Nell’italiano contemporaneo, come per l’anastrofe, l’iperbato sembra tendere a riprodurre il registro quotidiano grazie a espedienti sintattici della lingua parlata (topicalizzazioni, dislocazioni, frasi scisse e pseudo-scisse; ➔ focalizzazioni) che ne governano la resa informativa secondo i moduli tipici dell’italiano parlato comune. Da questo punto di vista il costante ricorso a intonazioni specifiche, trasmesse dall’italiano pubblicitario, paiono trasformare una figura retorica di schietta natura poetica e di grande tradizione letteraria.
Cicerone, Marco Tullio (1992), La retorica a Gaio Erennio, in Id., Tutte le opere, Milano, Mondadori, 33 voll., vol. 32°.
Fontanier, Pierre (1971), Les figures du discours, Paris, Flammarion (1a ed. Des figures du discours autres que les tropes, Paris, Maire-Nyon, 1827).
Quintiliano, Marco Fabio (2001), Institutio oratoria, a cura di A. Pennacini, Torino, Einaudi, 2 voll.

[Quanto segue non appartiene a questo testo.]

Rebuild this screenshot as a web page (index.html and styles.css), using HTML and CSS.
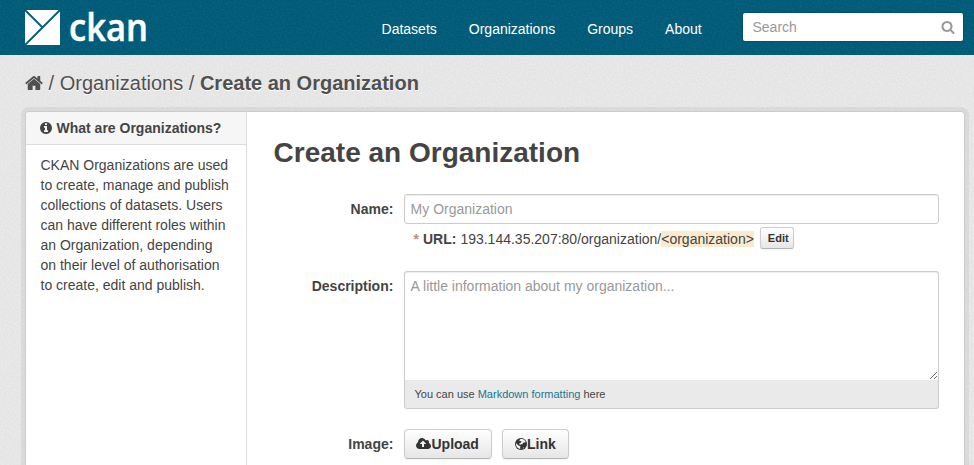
FILE: index.html
```html
<!DOCTYPE html>
<html lang="en">
<head>
<meta charset="utf-8">
<title>Create an Organization - CKAN</title>
<link rel="stylesheet" href="styles.css">
</head>
<body>
<header class="masthead">
  <a class="logo" aria-label="ckan">
    <svg width="124" height="38" viewBox="0 0 124 38">
      <path fill="#fff" d="M0 0H35V35H0z"/>
      <path fill="none" stroke="#005d7a" stroke-width="1.8" d="M0 35L35 0M0 0L17.5 17.5"/>
      <text class="logo-text" x="44" y="31" textLength="79" lengthAdjust="spacingAndGlyphs">ckan</text>
    </svg>
  </a>
  <nav class="nav"><a>Datasets</a><a>Organizations</a><a>Groups</a><a>About</a></nav>
  <form class="search">
    <input type="text" placeholder="Search">
    <svg class="search-icon" viewBox="64 128 1664 1664"><path d="M1216 832q0-185-131.5-316.5t-316.5-131.5-316.5 131.5-131.5 316.5 131.5 316.5 316.5 131.5 316.5-131.5 131.5-316.5zm512 832q0 52-38 90t-90 38q-54 0-90-38l-343-342q-179 124-399 124-143 0-273.5-55.5t-225-150-150-225-55.5-273.5 55.5-273.5 150-225 225-150 273.5-55.5 273.5 55.5 225 150 150 225 55.5 273.5q0 220-124 399l343 343q37 37 37 90z"/></svg>
  </form>
</header>
<div class="breadcrumb">
  <svg class="home" viewBox="64 0 1664 1792"><path d="M1472 992v480q0 26-19 45t-45 19h-384v-384h-256v384h-384q-26 0-45-19t-19-45v-480q0-1 .5-3t.5-3l575-474 575 474q1 2 1 6zm223-69l-62 74q-8 9-21 11h-3q-13 0-21-7l-692-577-692 577q-12 8-24 7-13-2-21-11l-62-74q-8-10-7-23.5t11-21.5l719-599q32-26 76-26t76 26l244 204v-195q0-14 9-23t23-9h192q14 0 23 9t9 23v408l219 182q10 8 11 21.5t-7 23.5z"/></svg>
  <span>/</span><a>Organizations</a><span>/</span><strong>Create an Organization</strong>
</div>
<div class="wrapper">
  <aside class="sidebar">
    <h2 class="module-heading"><svg class="info" viewBox="128 128 1536 1536"><path d="M1152 1376v-160q0-14-9-23t-23-9h-96v-512q0-14-9-23t-23-9h-320q-14 0-23 9t-9 23v160q0 14 9 23t23 9h96v320h-96q-14 0-23 9t-9 23v160q0 14 9 23t23 9h448q14 0 23-9t9-23zm-128-896v-160q0-14-9-23t-23-9h-192q-14 0-23 9t-9 23v160q0 14 9 23t23 9h192q14 0 23-9t9-23zm640 416q0 209-103 385.5t-279.5 279.5-385.5 103-385.5-103-279.5-279.5-103-385.5 103-385.5 279.5-279.5 385.5-103 385.5 103 279.5 279.5 103 385.5z"/></svg>What are Organizations?</h2>
    <p class="module-content">CKAN Organizations are used to create, manage and publish collections of datasets. Users can have different roles within an Organization, depending on their level of authorisation to create, edit and publish.</p>
  </aside>
  <main class="primary">
    <h1>Create an Organization</h1>
    <div class="row">
      <label for="name">Name:</label>
      <div class="controls">
        <input id="name" class="field" type="text" placeholder="My Organization">
        <div class="slug"><strong class="required">*</strong><strong>URL:</strong><span class="slug-url">193.144.35.207:80/organization/<span class="slug-value">&lt;organization&gt;</span></span><button class="btn btn-small" type="button">Edit</button></div>
      </div>
    </div>
    <div class="row row-description">
      <label for="description">Description:</label>
      <div class="controls editor">
        <textarea id="description" placeholder="A little information about my organization..."></textarea>
        <div class="editor-info">You can use <a>Markdown formatting</a> here</div>
      </div>
    </div>
    <div class="row row-image">
      <label>Image:</label>
      <div class="controls buttons">
        <button class="btn" type="button"><svg class="cloud" viewBox="-64 128 1920 1536"><path d="M1216 864q0-14-9-23l-352-352q-9-9-23-9t-23 9l-351 351q-10 12-10 24 0 14 9 23t23 9h224v352q0 13 9.5 22.5t22.5 9.5h192q13 0 22.5-9.5t9.5-22.5v-352h224q13 0 22.5-9.5t9.5-22.5zm640 288q0 159-112.5 271.5t-271.5 112.5h-1088q-185 0-316.5-131.5t-131.5-316.5q0-130 70-240t188-165q-2-30-2-43 0-212 150-362t362-150q156 0 285.5 87t188.5 231q71-62 166-62 106 0 181 75t75 181q0 76-41 138 130 31 213.5 135.5t83.5 238.5z"/></svg>Upload</button>
        <button class="btn" type="button"><svg class="globe" viewBox="0 0 12 12"><circle cx="6" cy="6" r="6"/><path class="land" d="M5.3 1.1L7.8 1 9.3 2 10.8 3.9 9.8 4.5 8.6 4.4 7.7 5.4 7.3 6.6 6.3 6 5.5 6.7 4.4 6.6 4.2 5.5 5.3 4.9 6.2 4.2 6.5 3.3 5.5 2.9 4.8 3.2 4.4 2.3zM1.1 5.2L2.4 6.5 3.8 7.8 5.1 8 5.5 8.6 5 9.7 5.4 11Q1.6 10.5.9 6.6zM8.2 9.7L9.2 9.1 8.9 10.1 7.8 10.7z"/></svg>Link</button>
      </div>
    </div>
  </main>
</div>
</body>
</html>
```
FILE: styles.css
```css
* { box-sizing: border-box; }

:root {
  --grain: url("data:image/svg+xml,%3Csvg xmlns='http://www.w3.org/2000/svg' width='100' height='100'%3E%3Cfilter id='n' x='0' y='0' width='100%25' height='100%25'%3E%3CfeTurbulence type='fractalNoise' baseFrequency='.55' numOctaves='2' stitchTiles='stitch'/%3E%3CfeColorMatrix values='0 0 0 0 1 0 0 0 0 1 0 0 0 0 1 1.6 0 0 0 -.6'/%3E%3C/filter%3E%3Crect width='100' height='100' filter='url(%23n)' opacity='.38'/%3E%3C/svg%3E");
  --grain-dark: url("data:image/svg+xml,%3Csvg xmlns='http://www.w3.org/2000/svg' width='100' height='100'%3E%3Cfilter id='n' x='0' y='0' width='100%25' height='100%25'%3E%3CfeTurbulence type='fractalNoise' baseFrequency='.55' numOctaves='2' stitchTiles='stitch'/%3E%3CfeColorMatrix values='0 0 0 0 .3 0 0 0 0 .7 0 0 0 0 .8 1.6 0 0 0 -.6'/%3E%3C/filter%3E%3Crect width='100' height='100' filter='url(%23n)' opacity='.09'/%3E%3C/svg%3E");
}

html, body { height: 100%; }

body {
  display: flex;
  flex-direction: column;
  margin: 0;
  overflow: hidden;
  background: #e4e4e4 var(--grain);
  color: #444;
  font: 14px/20px "Liberation Sans", Arial, sans-serif;
}

input, textarea, button { font: inherit; }
svg { fill: currentColor; }

.masthead {
  display: flex;
  flex: none;
  align-items: flex-start;
  height: 55px;
  padding: 0 11px 0 25px;
  background: #005a77 var(--grain-dark);
  color: #fff;
}
.logo { display: block; margin-top: 10px; height: 38px; }
.logo svg { display: block; overflow: visible; }
.logo-text { fill: #fff; font: 600 37px "Open Sans", sans-serif; stroke: #fff; stroke-width: .5px; }
.nav { display: flex; gap: 32px; margin: 19px 41.3px 0 auto; }

.search { position: relative; width: 220px; margin-top: 13px; }
.search input {
  display: block;
  width: 220px;
  height: 28px;
  padding: 4px 30px 4px 9.5px;
  border: 0;
  border-radius: 2px;
  background: #fff;
  box-shadow: 0 0 1px 1px rgba(0, 0, 0, .12);
}
.search-icon { position: absolute; top: 8px; right: 8px; width: 14px; height: 13px; color: #999; }
::placeholder { color: #999; opacity: 1; }

.breadcrumb {
  display: flex;
  flex: none;
  gap: 5.6px;
  height: 57px;
  padding: 18px 25px 0;
  color: #505050;
  font-size: 20px;
  text-shadow: 0 1px 0 #fff;
}
.home { width: 18px; height: 20px; }

.wrapper {
  display: grid;
  flex: 1;
  grid-template-columns: 221px 1fr;
  min-height: 0;
  margin: -1px 9px 0 25px;
  border: 1px solid #ccc;
  border-bottom: 0;
  border-radius: 4px 4px 0 0;
  background: #fff;
  box-shadow: 0 0 0 4px rgba(0, 0, 0, .05);
}

.sidebar { border-right: 1px solid #ddd; }
.module-heading {
  display: flex;
  align-items: center;
  gap: 4.5px;
  height: 33px;
  margin: 0;
  padding: 0 14px;
  border-bottom: 1px solid #ddd;
  border-radius: 3px 0 0;
  background: #f6f6f6;
  font-size: 14px;
  line-height: 20px;
}
.info { width: 12px; height: 12px; }
.module-content { margin: 0; padding: 10px 16px 0 14.5px; }

.primary { padding: 23px 25px 0 26.6px; }
h1 { margin: 0 0 23px; font-size: 28px; line-height: 36px; }
.row { display: flex; gap: 10.6px; }
.row label { width: 119.8px; padding-top: 5px; text-align: right; font-weight: bold; }
.controls { flex: none; width: 535px; }
.field, textarea {
  display: block;
  width: 535px;
  padding: 4px 5.6px;
  border: 1px solid #ccc;
  border-radius: 3px;
  background: #fff;
  box-shadow: inset 0 1px 1px rgba(0, 0, 0, .075);
}
.field { height: 30px; }
.slug { display: flex; gap: 4px; height: 29px; padding: 5px 0 0 9.5px; }
.required { color: #c6898b; }
.slug-value { background: #faebcf; }

.btn {
  display: inline-flex;
  align-items: center;
  height: 30px;
  padding: 0 12px;
  border: 1px solid #ccc;
  border-bottom-color: #b3b3b3;
  border-radius: 4px;
  background: linear-gradient(#fff, #e6e6e6);
  box-shadow: inset 0 1px 0 rgba(255, 255, 255, .2), 0 1px 2px rgba(0, 0, 0, .05);
  color: #333;
  font-weight: bold;
}
.btn-small { width: 34px; height: 22px; margin: -2px 0 0 2.5px; padding: 0 6.5px; border-radius: 3px; font-size: 11px; }

.row-description { margin-top: 18px; }
textarea { height: 109px; border-bottom: 0; border-radius: 3px 3px 0 0; resize: vertical; }
.editor-info {
  height: 29px;
  padding: 4px 9.5px;
  border: 1px solid #ccc;
  border-top: 0;
  border-radius: 0 0 3px 3px;
  background: #eaeaea;
  font-size: 11px;
}
.editor-info a { color: #187794; }
.row-image { margin-top: 20px; }
.buttons { display: flex; gap: 10px; }
.buttons .btn:first-child { width: 88px; padding: 0 11.5px; }
.buttons .btn:last-child { width: 67px; }
.cloud { width: 15px; height: 12px; }
.globe { width: 12px; height: 12px; }
.land { fill: #f3f3f3; }
```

Beccaria, Gian Luigi (1975), L’autonomia del significante. Figure del ritmo e della sintassi. Dante, Pascoli, D’Annunzio, Torino, Einaudi.
Curtius, Ernst Robert (1992), Letteratura europea e Medioevo latino, a cura di R. Antonelli, Firenze, La Nuova Italia (ed. orig. Europäische Literatur und lateinisches Mittelalter, Bern, A. Francke Verlag, 1948).

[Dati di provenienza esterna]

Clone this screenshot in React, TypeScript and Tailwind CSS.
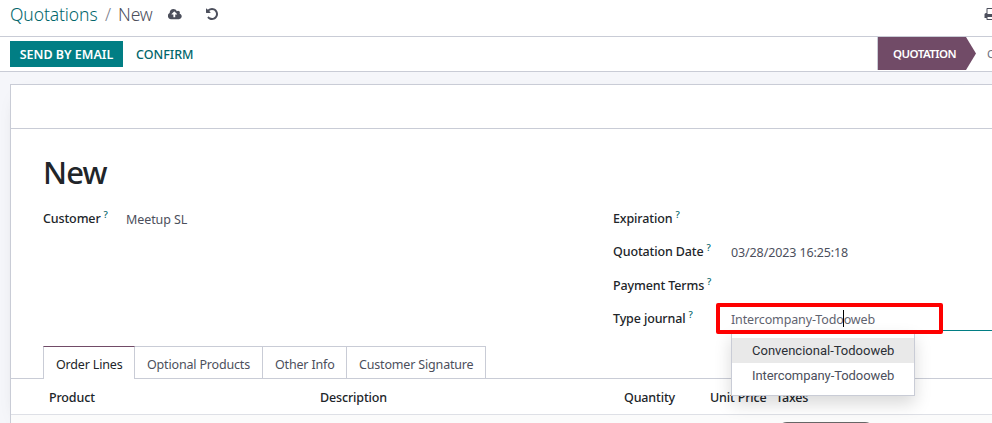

Faral, Edmond (1924), Les arts poétiques du XIIe et du XIIIe siècle. Recherches et documents sur la technique litteraire du Moyen âge, Paris, Champion (2ª ed. 1962).

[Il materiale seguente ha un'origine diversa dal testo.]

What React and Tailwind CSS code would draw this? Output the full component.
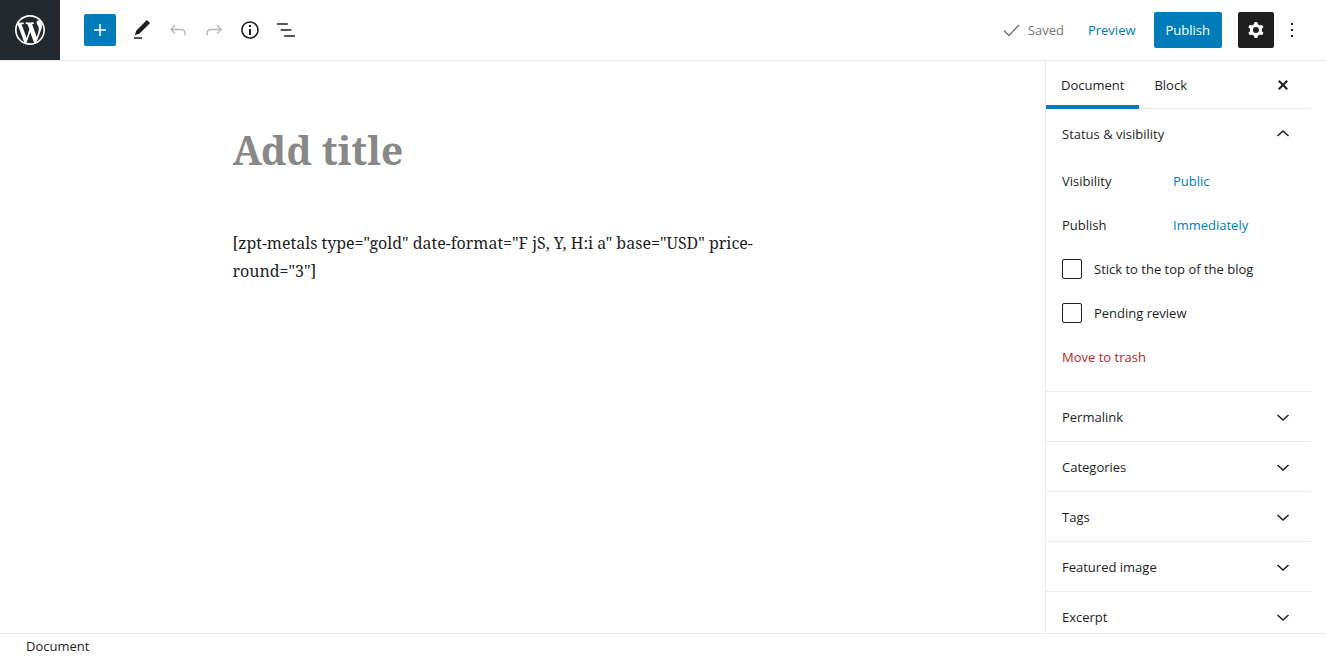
import React from "react";

const paths = {
  wordpress:
    "M20 10c0-5.51-4.49-10-10-10C4.48 0 0 4.49 0 10c0 5.52 4.48 10 10 10 5.51 0 10-4.48 10-10zM7.78 15.37L4.37 6.22c.55-.02 1.17-.08 1.17-.08.5-.06.44-1.13-.06-1.11 0 0-1.45.11-2.37.11-.18 0-.37 0-.58-.01C4.12 2.69 6.87 1.11 10 1.11c2.33 0 4.45.87 6.05 2.34-.68-.11-1.65.39-1.65 1.58 0 .74.45 1.36.9 2.1.35.61.55 1.36.55 2.46 0 1.49-1.4 5-1.4 5l-3.03-8.37c.54-.02.82-.17.82-.17.5-.05.44-1.25-.06-1.22 0 0-1.44.12-2.38.12-.87 0-2.33-.12-2.33-.12-.5-.03-.56 1.2-.06 1.22l.92.08 1.26 3.41zM17.41 10c.24-.64.74-1.87.43-4.25.7 1.29 1.05 2.71 1.05 4.25 0 3.29-1.73 6.24-4.4 7.78.97-2.59 1.94-5.2 2.92-7.78zM6.1 18.09C3.12 16.65 1.11 13.53 1.11 10c0-1.3.23-2.48.72-3.59C3.25 10.3 4.67 14.2 6.1 18.09zm4.03-6.63l2.58 6.98c-.86.29-1.76.45-2.71.45-.79 0-1.57-.11-2.29-.33.81-2.38 1.62-4.74 2.42-7.1z",
  plus: "M18 11.2h-5.2V6h-1.6v5.2H6v1.6h5.2V18h1.6v-5.2H18z",
  edit: "M20.1 5.1L16.9 2 6.2 12.7l-1.3 4.4 4.5-1.3L20.1 5.1zM4 20.8h8v-1.5H4v1.5z",
  undo: "M18.3 11.7c-.6-.6-1.4-.9-2.3-.9H6.7l2.9-3.3-1.1-1-4.5 5L8.5 16l1-1-2.7-2.7H16c.5 0 .9.2 1.3.5 1 1 1 3.4 1 4.5v.3h1.5v-.2c0-1.5 0-4.3-1.5-5.7z",
  redo: "M15.6 6.5l-1.1 1 2.9 3.3H8c-.9 0-1.7.3-2.3.9-1.4 1.5-1.4 4.2-1.4 5.6v.2h1.5v-.3c0-1.1 0-3.5 1-4.5.3-.3.7-.5 1.3-.5h9.2L14.5 15l1.1 1.1 4.6-4.6-4.6-5z",
  info: "M12 3.2c-4.8 0-8.8 3.9-8.8 8.8 0 4.8 3.9 8.8 8.8 8.8 4.8 0 8.8-3.9 8.8-8.8 0-4.8-4-8.8-8.8-8.8zm0 16c-4 0-7.2-3.3-7.2-7.2C4.8 8 8 4.8 12 4.8s7.2 3.3 7.2 7.2c0 4-3.2 7.2-7.2 7.2zM11 17h2v-6h-2v6zm0-8h2V7h-2v2z",
  list: "M13.8 5.2H3v1.5h10.8V5.2zm-3.6 12v1.5H21v-1.5H10.2zm7.2-6H6.6v1.5h10.8v-1.5z",
  check: "M9 18.6L3.5 13l1-1L9 16.4l9.5-9.9 1 1z",
  cog: "M10.289 4.836A1 1 0 0111.275 4h1.306a1 1 0 01.987.836l.244 1.466c.787.26 1.503.679 2.108 1.218l1.393-.522a1 1 0 011.216.437l.653 1.13a1 1 0 01-.23 1.273l-1.148.944a6.025 6.025 0 010 2.435l1.149.946a1 1 0 01.23 1.272l-.653 1.13a1 1 0 01-1.216.437l-1.394-.522c-.605.54-1.32.958-2.108 1.218l-.244 1.466a1 1 0 01-.987.836h-1.306a1 1 0 01-.986-.836l-.244-1.466a5.995 5.995 0 01-2.108-1.218l-1.394.522a1 1 0 01-1.217-.436l-.653-1.131a1 1 0 01.23-1.272l1.149-.946a6.026 6.026 0 010-2.435l-1.148-.944a1 1 0 01-.23-1.272l.653-1.131a1 1 0 011.217-.437l1.393.522a5.994 5.994 0 012.108-1.218l.244-1.466zM14.929 12a3 3 0 11-6 0 3 3 0 016 0z",
  more: "M13 19h-2v-2h2v2zm0-6h-2v-2h2v2zm0-6h-2V5h2v2z",
  close:
    "M16.95 8.46L13.41 12l3.54 3.54-1.41 1.41L12 13.42l-3.53 3.53-1.42-1.42L10.58 12 7.05 8.47l1.42-1.42L12 10.58l3.54-3.53z",
  up: "M12 8l-6 5.4 1 1.2 5-4.6 5 4.6 1-1.2z",
  down: "M17 9.4L12 14 7 9.4l-1 1.2 6 5.4 6-5.4z",
};

function Icon({ name, className = "size-6", viewBox = "0 0 24 24" }) {
  return (
    <svg viewBox={viewBox} className={`shrink-0 ${className}`} fill="currentColor" aria-hidden="true">
      <path d={paths[name]} fillRule="evenodd" clipRule="evenodd" />
    </svg>
  );
}

function IconButton({ icon, label, disabled, className = "size-9" }) {
  return (
    <button
      type="button"
      aria-label={label}
      disabled={disabled}
      className={`flex shrink-0 items-center justify-center rounded-xs disabled:opacity-30 ${className}`}
    >
      <Icon name={icon} />
    </button>
  );
}

function TopBar() {
  return (
    <header className="flex shrink-0 items-center border-b border-[#ebebeb] pr-4">
      <a
        href="#posts"
        aria-label="View posts"
        className="flex size-[60px] items-center justify-center bg-[#23282e] text-white"
      >
        <Icon name="wordpress" viewBox="-2 -2 24 24" className="size-9" />
      </a>
      <div className="ml-6 flex items-center">
        <IconButton icon="plus" label="Add block" className="mr-2 size-8 bg-[#007cba] text-white" />
        <IconButton icon="edit" label="Tools" />
        <IconButton icon="undo" label="Undo" disabled />
        <IconButton icon="redo" label="Redo" disabled />
        <IconButton icon="info" label="Content structure" />
        <IconButton icon="list" label="Block navigation" />
      </div>
      <div className="ml-auto flex items-center">
        <span className="mr-3 flex items-center gap-1 text-[#757575]">
          <Icon name="check" />
          Saved
        </span>
        <button type="button" className="mr-[6px] h-9 px-3 text-[#007cba]">
          Preview
        </button>
        <button type="button" className="mr-4 h-9 rounded-xs bg-[#007cba] px-3 text-white">
          Publish
        </button>
        <IconButton icon="cog" label="Settings" className="size-9 bg-[#1e1e1e] text-white" />
        <IconButton icon="more" label="Options" />
      </div>
    </header>
  );
}

function Row({ children }) {
  return <div className="flex h-11 items-center">{children}</div>;
}

function CheckRow({ id, label }) {
  return (
    <Row>
      <input
        id={id}
        type="checkbox"
        className="mr-3 size-5 appearance-none rounded-xs border border-[#1e1e1e] bg-white checked:bg-[#007cba]"
      />
      <label htmlFor={id}>{label}</label>
    </Row>
  );
}

function PanelHeader({ title, open }) {
  return (
    <button
      type="button"
      aria-expanded={!!open}
      className="flex h-[49px] w-full items-center justify-between px-4 text-left font-medium"
    >
      {title}
      <Icon name={open ? "up" : "down"} />
    </button>
  );
}

function Sidebar() {
  return (
    <aside className="flex w-[281px] shrink-0 flex-col overflow-hidden border-l border-[#ebebeb] pr-[15px]">
      <div className="flex h-12 shrink-0 items-stretch border-b border-[#ebebeb] font-medium">
        <button type="button" className="-mb-px border-b-4 border-[#007cba] px-[15px] pt-1">
          Document
        </button>
        <button type="button" className="px-[15px]">
          Block
        </button>
        <IconButton icon="close" label="Close settings" className="mr-4 ml-auto" />
      </div>
      <section>
        <PanelHeader title="Status & visibility" open />
        <div className="px-4 pt-px pb-3">
          <Row>
            <span className="w-[111px]">Visibility</span>
            <button type="button" className="text-[#007cba]">
              Public
            </button>
          </Row>
          <Row>
            <span className="w-[111px]">Publish</span>
            <button type="button" className="text-[#007cba]">
              Immediately
            </button>
          </Row>
          <CheckRow id="sticky" label="Stick to the top of the blog" />
          <CheckRow id="pending" label="Pending review" />
          <Row>
            <button type="button" className="text-[#b52727]">
              Move to trash
            </button>
          </Row>
        </div>
      </section>
      {["Permalink", "Categories", "Tags", "Featured image", "Excerpt"].map((title) => (
        <section key={title} className="border-t border-[#ebebeb]">
          <PanelHeader title={title} />
        </section>
      ))}
    </aside>
  );
}

export default function App() {
  return (
    <div className="flex h-screen flex-col bg-white font-['Open_Sans',sans-serif] text-[13px] leading-5 text-[#1e1e1e]">
      <TopBar />
      <div className="flex min-h-0 flex-1">
        <main className="min-w-0 flex-1 overflow-hidden px-6 pt-[61px] font-['Noto_Serif','Liberation_Serif',serif]">
          <div className="mx-auto max-w-[580px]">
            <input
              type="text"
              aria-label="Title"
              placeholder="Add title"
              className="block h-14 w-full text-[39px] leading-[56px] font-bold outline-none placeholder:text-[#888888]"
            />
            <p className="mt-[51px] text-base leading-7">
              [zpt-metals type="gold" date-format="F jS, Y, H:i a" base="USD" price-round="3"]
            </p>
          </div>
        </main>
        <Sidebar />
      </div>
      <footer className="flex h-[25px] shrink-0 items-center border-t border-[#ebebeb] px-[26px]">Document</footer>
    </div>
  );
}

Lausberg, Heinrich (1960), Handbuch der Literarischen Rhetorik. Eine Grundlegung Literaturwissenschaft, München, Max Hueber Verlag, 2 voll.
Mortara Garavelli, Bice (199710), Manuale di retorica, Milano, Bompiani (1a ed. 1988).
Tateo, Francesco (1971), Iperbato, in Enciclopedia dantesca, Roma, Istituto della Enciclopedia italiana, vol. 3º, ad vocem.